Há momentos em que a vida parece estar mergulhada em inferno astral. É como se todos os pilares da existência — família, relacionamento, trabalho, amizades… — se unissem sadicamente para testar o fôlego do cidadão. De forma otimista, buscam-se justificativas transcendentais e pedagógicas, nomeando-se a fase negra de “teste divino”, “provação espiritual”, ou “alinhamento dos astros”. Não interessa a expressão, a verdade é que há vezes em que o dia a dia se torna um saco e parece que se está a um fio da autoimplosão.
Como lidar? Haja paciência! Haja sangue frio para engolir gente maluca, família heterogênea, mal-entendidos absurdos e obrigações pouco agradáveis. Haja pulmão para tanta respiração profunda, e coração para tantas emoções desagradáveis. “Vai passar”, repete-se sabendo que a calmaria há de chegar. Sim, mas e até lá?
Vez ou outra, Platão atravessa os milênios para nos coroar com sua sabedoria atemporal. “Tente mover o mundo — o primeiro passo será mover a si mesmo.” Talvez seja por aí. O primeiro passo pode ser direcionar os holofotes para dentro e começar a dar um passo de cada vez na medida do alcançável, pensando em cada dia de forma fracionada, sob pena de se frustrar ainda mais. O que pode ser feito neste exato minuto? A quem posso direcionar meu primeiro passo?
Milênios depois de Platão, Bukowski, um pouco mais subversivo, soltou: “Qualquer problema que você tiver comigo é seu.” Por mais estranho que possa parecer, ambas as filosofias se intercruzam num ponto fundamental: o foco no eu. Se há um problema entre João e Maria, o que existe, na verdade, são dois problemas: um que João tem com Maria e outro que Maria tem com João. Se ela fez tudo o que poderia para resolvê-lo, mas ele não, agora só há um impasse: o de João com Maria. Check. Maria pode riscar aquilo de sua lista ou arrastar-se para todo o sempre, a fim de que João enxergue seu ponto de vista.
Percebe? As complicações nas relações interpessoais não podem ser encaradas com um espírito terceirizado e alheio que se resolve por si. O esforço há de ser, na maioria esmagadora das vezes, mútuo. No fundo, elas nada são senão enfoques diferentes sobre o mesmo problema, os quais devem ser individualmente resolvidos. A verdade, portanto, é que as questões são solucionadas de forma muito mais individual do que se pode imaginar.
Se o problema, no entanto, não disser respeito a outrem, mas, sim, a decisões eminentemente pessoais, é provável que Platão, do alto de sua sapiência simples — porém inegável — seja de grandíssima valia: para se mover mundos internos, é necessário dar o primeiro passo e focar no próximo, procurando evitar o desespero ao máximo.
É bem verdade que a vida não é fragmentada.
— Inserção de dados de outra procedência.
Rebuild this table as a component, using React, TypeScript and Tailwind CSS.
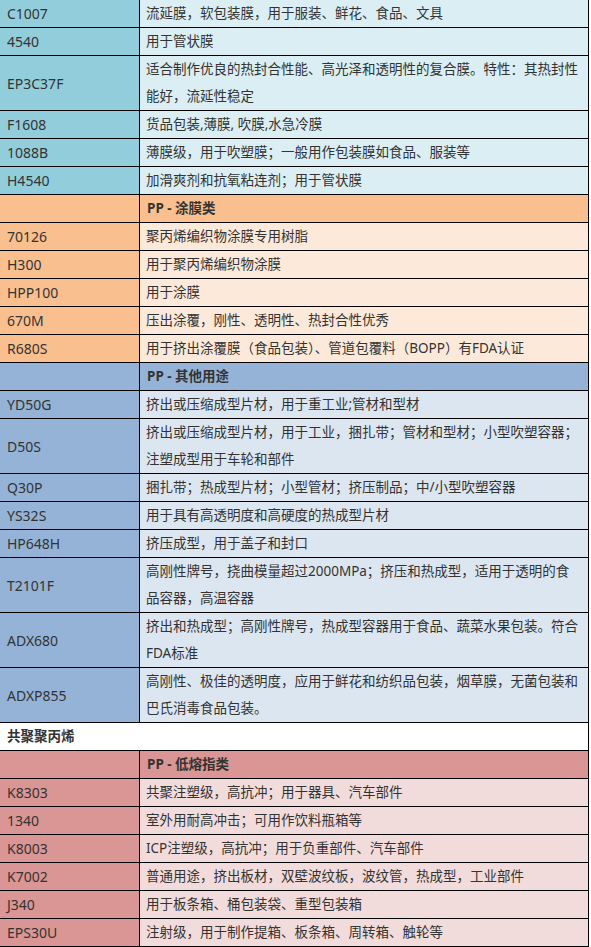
import React from 'react';

type Row = { code: string; lines: string[] };

type Section = {
    title: string;
    dark: string;
    light: string;
    rows: Row[];
};

// Excel-style palette: dark shade for code column, light shade for descriptions
const sections: Section[] = [
    {
        title: '',
        dark: 'bg-[#92cddc]',
        light: 'bg-[#daeef3]',
        rows: [
            { code: 'C1007', lines: ['流延膜，软包装膜，用于服装、鲜花、食品、文具'] },
            { code: '4540', lines: ['用于管状膜'] },
            { code: 'EP3C37F', lines: ['适合制作优良的热封合性能、高光泽和透明性的复合膜。特性：其热封性', '能好，流延性稳定'] },
            { code: 'F1608', lines: ['货品包装,薄膜, 吹膜,水急冷膜'] },
            { code: '1088B', lines: ['薄膜级，用于吹塑膜；一般用作包装膜如食品、服装等'] },
            { code: 'H4540', lines: ['加滑爽剂和抗氧粘连剂；用于管状膜'] },
        ],
    },
    {
        title: 'PP - 涂膜类',
        dark: 'bg-[#fabf8f]',
        light: 'bg-[#fde9d9]',
        rows: [
            { code: '70126', lines: ['聚丙烯编织物涂膜专用树脂'] },
            { code: 'H300', lines: ['用于聚丙烯编织物涂膜'] },
            { code: 'HPP100', lines: ['用于涂膜'] },
            { code: '670M', lines: ['压出涂覆，刚性、透明性、热封合性优秀'] },
            { code: 'R680S', lines: ['用于挤出涂覆膜（食品包装）、管道包覆料（BOPP）有FDA认证'] },
        ],
    },
    {
        title: 'PP - 其他用途',
        dark: 'bg-[#95b3d7]',
        light: 'bg-[#dce6f1]',
        rows: [
            { code: 'YD50G', lines: ['挤出或压缩成型片材，用于重工业;管材和型材'] },
            { code: 'D50S', lines: ['挤出或压缩成型片材，用于工业，捆扎带；管材和型材；小型吹塑容器；', '注塑成型用于车轮和部件'] },
            { code: 'Q30P', lines: ['捆扎带；热成型片材；小型管材；挤压制品；中/小型吹塑容器'] },
            { code: 'YS32S', lines: ['用于具有高透明度和高硬度的热成型片材'] },
            { code: 'HP648H', lines: ['挤压成型，用于盖子和封口'] },
            { code: 'T2101F', lines: ['高刚性牌号，挠曲模量超过2000MPa；挤压和热成型，适用于透明的食', '品容器，高温容器'] },
            { code: 'ADX680', lines: ['挤出和热成型；高刚性牌号，热成型容器用于食品、蔬菜水果包装。符合', 'FDA标准'] },
            { code: 'ADXP855', lines: ['高刚性、极佳的透明度，应用于鲜花和纺织品包装，烟草膜，无菌包装和', '巴氏消毒食品包装。'] },
        ],
    },
];

const lowMelt: Section = {
    title: 'PP - 低熔指类',
    dark: 'bg-[#da9694]',
    light: 'bg-[#f2dcdb]',
    rows: [
        { code: 'K8303', lines: ['共聚注塑级，高抗冲；用于器具、汽车部件'] },
        { code: '1340', lines: ['室外用耐高冲击；可用作饮料瓶箱等'] },
        { code: 'K8003', lines: ['ICP注塑级，高抗冲；用于负重部件、汽车部件'] },
        { code: 'K7002', lines: ['普通用途，挤出板材，双壁波纹板，波纹管，热成型，工业部件'] },
        { code: 'J340', lines: ['用于板条箱、桶包装袋、重型包装箱'] },
        { code: 'EPS30U', lines: ['注射级，用于制作提箱、板条箱、周转箱、触轮等'] },
    ],
};

function SectionBlock({ section }: { section: Section }) {
    return (
        <>
            {section.title && (
                <div className={`flex border-b border-black ${section.dark}`}>
                    <div className="w-[140px] shrink-0 border-r border-black" />
                    <div className="flex-1 pl-[7px] font-bold">{section.title}</div>
                </div>
            )}
            {section.rows.map((row) => (
                <div key={row.code} className="flex border-b border-black">
                    <div className={`w-[140px] shrink-0 border-r border-black pl-[7px] flex items-center text-[14px] ${section.dark}`}>
                        {row.code}
                    </div>
                    <div className={`flex-1 min-w-0 overflow-hidden pl-[6px] ${section.light}`}>
                        {row.lines.map((line, i) => (
                            <div key={i} className="whitespace-nowrap">{line}</div>
                        ))}
                    </div>
                </div>
            ))}
        </>
    );
}

export default function App() {
    return (
        <div className="bg-white min-h-[947px]">
            <div
                className="w-[589px] border-r border-black text-[13.5px] leading-[27px] text-[#333]"
                style={{ fontFamily: '"Noto Sans", "Noto Sans CJK SC", sans-serif' }}
            >
                {sections.map((s, i) => (
                    <SectionBlock key={i} section={s} />
                ))}
                <div className="border-b border-black bg-white pl-[7px] font-bold">共聚聚丙烯</div>
                <SectionBlock section={lowMelt} />
            </div>
        </div>
    );
}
Não se podem abrir gavetinhas temáticas. Um desequilíbrio no casamento, por exemplo, há de afetar a profissão, como um tropeço na espiritualidade pode comprometer a relação pais e filhos. No entanto, embora a vida em si não seja feita de pedaços, tentar compreendê-la dentro das possibilidades que o dia de hoje oferece é uma chance de fazer dar certo.
Bukowski e Platão… Quem diria que pensadores tão diferentes poderiam se unir em prol de um eu mais harmônico.